> Request
Gather, from the data below, each line in which the word "components" occurs.

> Material
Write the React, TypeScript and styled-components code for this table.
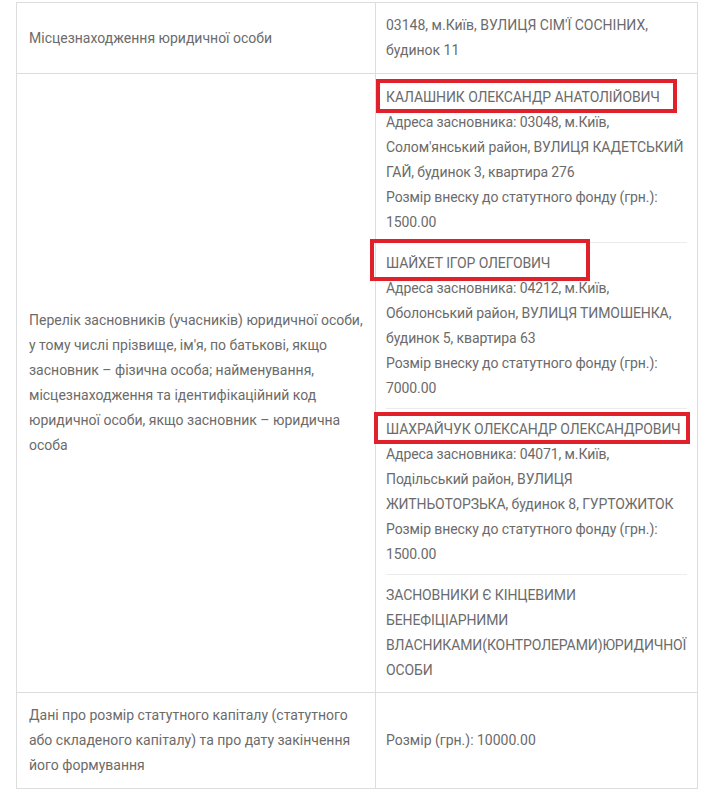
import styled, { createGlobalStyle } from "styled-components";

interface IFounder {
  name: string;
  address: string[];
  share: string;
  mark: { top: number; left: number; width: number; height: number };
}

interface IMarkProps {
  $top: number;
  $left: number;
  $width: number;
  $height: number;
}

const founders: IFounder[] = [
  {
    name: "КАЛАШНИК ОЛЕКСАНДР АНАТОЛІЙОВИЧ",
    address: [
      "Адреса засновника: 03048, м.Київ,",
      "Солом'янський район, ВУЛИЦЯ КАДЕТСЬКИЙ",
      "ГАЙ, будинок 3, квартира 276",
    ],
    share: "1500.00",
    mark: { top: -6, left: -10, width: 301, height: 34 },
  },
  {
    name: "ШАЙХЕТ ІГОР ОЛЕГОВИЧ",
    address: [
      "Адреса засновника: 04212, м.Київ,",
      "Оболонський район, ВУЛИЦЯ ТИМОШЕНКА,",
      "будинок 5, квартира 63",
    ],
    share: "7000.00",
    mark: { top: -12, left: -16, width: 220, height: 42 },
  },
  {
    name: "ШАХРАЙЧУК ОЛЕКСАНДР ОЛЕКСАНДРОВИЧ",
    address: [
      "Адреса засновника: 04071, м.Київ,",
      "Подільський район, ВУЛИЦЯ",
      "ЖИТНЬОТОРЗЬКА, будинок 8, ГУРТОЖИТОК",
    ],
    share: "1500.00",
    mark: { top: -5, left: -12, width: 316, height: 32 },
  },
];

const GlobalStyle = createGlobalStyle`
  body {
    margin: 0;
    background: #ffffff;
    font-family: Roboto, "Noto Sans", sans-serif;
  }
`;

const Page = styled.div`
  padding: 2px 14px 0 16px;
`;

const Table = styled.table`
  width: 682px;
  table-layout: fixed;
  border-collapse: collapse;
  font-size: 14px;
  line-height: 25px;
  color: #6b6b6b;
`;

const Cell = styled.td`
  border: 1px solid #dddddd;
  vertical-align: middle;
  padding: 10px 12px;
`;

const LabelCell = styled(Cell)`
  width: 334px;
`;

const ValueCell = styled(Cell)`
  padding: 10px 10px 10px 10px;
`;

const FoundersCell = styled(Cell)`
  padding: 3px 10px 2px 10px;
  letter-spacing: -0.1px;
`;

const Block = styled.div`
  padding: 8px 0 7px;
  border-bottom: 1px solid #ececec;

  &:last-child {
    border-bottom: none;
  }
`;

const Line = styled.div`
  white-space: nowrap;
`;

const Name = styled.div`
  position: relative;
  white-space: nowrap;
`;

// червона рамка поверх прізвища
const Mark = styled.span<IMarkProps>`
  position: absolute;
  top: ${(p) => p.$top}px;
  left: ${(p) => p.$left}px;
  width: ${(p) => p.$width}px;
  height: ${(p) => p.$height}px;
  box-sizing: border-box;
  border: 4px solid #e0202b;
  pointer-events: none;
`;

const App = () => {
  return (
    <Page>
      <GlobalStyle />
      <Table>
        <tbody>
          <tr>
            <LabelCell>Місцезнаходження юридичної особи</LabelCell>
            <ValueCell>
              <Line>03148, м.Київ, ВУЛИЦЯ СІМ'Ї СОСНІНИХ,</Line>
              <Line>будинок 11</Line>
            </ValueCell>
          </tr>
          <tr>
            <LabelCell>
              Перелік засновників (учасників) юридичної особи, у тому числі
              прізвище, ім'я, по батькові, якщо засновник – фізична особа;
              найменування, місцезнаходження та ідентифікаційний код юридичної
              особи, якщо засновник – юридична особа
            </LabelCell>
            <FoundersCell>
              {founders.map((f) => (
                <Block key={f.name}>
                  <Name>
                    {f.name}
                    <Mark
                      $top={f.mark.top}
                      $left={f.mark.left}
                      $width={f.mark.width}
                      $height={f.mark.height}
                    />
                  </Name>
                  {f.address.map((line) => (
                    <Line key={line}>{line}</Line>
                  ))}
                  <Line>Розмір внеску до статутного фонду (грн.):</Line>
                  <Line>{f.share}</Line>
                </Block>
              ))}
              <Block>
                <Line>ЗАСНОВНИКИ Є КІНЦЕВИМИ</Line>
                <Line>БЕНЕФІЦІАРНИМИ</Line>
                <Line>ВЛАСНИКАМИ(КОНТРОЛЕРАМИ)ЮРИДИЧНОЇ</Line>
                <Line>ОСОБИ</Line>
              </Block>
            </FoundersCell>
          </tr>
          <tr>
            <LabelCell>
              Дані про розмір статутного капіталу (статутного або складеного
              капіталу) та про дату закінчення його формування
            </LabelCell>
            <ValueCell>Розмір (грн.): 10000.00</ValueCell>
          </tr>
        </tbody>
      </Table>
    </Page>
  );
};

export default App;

> Solution for this exercise
Write the React, TypeScript and styled-components code for this table.
import styled, { createGlobalStyle } from "styled-components";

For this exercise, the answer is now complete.